**Supplied information:**
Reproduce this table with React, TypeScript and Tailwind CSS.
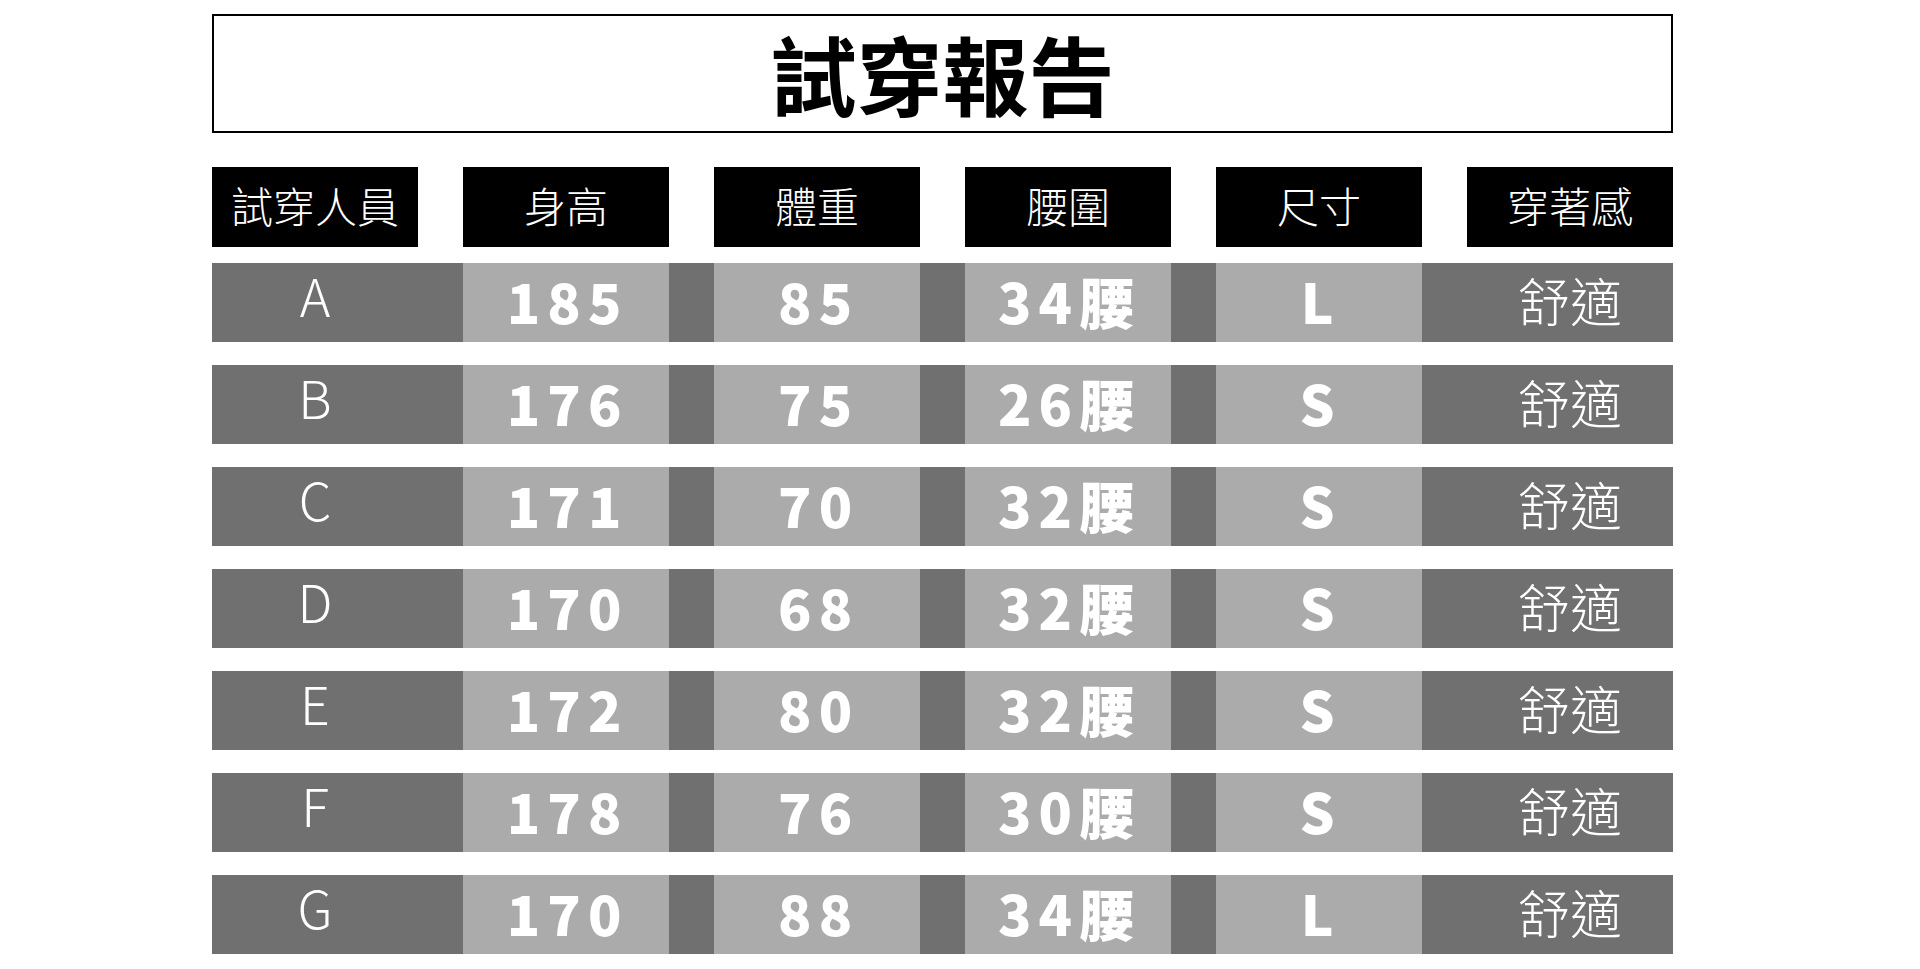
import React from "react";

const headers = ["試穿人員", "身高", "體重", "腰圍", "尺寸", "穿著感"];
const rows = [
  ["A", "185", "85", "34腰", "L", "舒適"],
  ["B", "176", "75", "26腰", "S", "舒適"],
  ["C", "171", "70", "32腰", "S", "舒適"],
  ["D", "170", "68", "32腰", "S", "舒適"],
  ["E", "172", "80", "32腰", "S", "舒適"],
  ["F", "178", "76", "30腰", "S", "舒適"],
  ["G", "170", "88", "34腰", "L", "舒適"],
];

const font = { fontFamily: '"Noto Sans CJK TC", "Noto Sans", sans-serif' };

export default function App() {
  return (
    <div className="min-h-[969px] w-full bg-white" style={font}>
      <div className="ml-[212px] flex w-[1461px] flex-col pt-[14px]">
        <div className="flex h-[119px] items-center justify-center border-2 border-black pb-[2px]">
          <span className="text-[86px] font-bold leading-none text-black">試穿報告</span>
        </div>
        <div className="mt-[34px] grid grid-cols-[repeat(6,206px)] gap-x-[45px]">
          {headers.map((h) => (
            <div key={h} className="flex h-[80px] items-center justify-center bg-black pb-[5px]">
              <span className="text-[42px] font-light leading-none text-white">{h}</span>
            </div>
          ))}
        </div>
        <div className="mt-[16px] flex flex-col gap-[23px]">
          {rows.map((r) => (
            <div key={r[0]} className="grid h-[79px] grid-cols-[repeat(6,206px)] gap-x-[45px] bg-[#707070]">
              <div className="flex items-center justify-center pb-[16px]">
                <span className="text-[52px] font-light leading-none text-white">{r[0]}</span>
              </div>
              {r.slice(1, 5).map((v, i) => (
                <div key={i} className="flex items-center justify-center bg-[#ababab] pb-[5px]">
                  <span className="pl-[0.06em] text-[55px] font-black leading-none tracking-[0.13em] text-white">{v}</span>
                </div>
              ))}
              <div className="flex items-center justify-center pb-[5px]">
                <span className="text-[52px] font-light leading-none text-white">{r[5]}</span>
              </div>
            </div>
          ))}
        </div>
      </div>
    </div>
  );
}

**Task details:**
Copy nothing but the lines from the first one in the listing through the line with "import React from", and omit the pictures.

**Result of this exercise:**
Reproduce this table with React, TypeScript and Tailwind CSS.
import React from "react";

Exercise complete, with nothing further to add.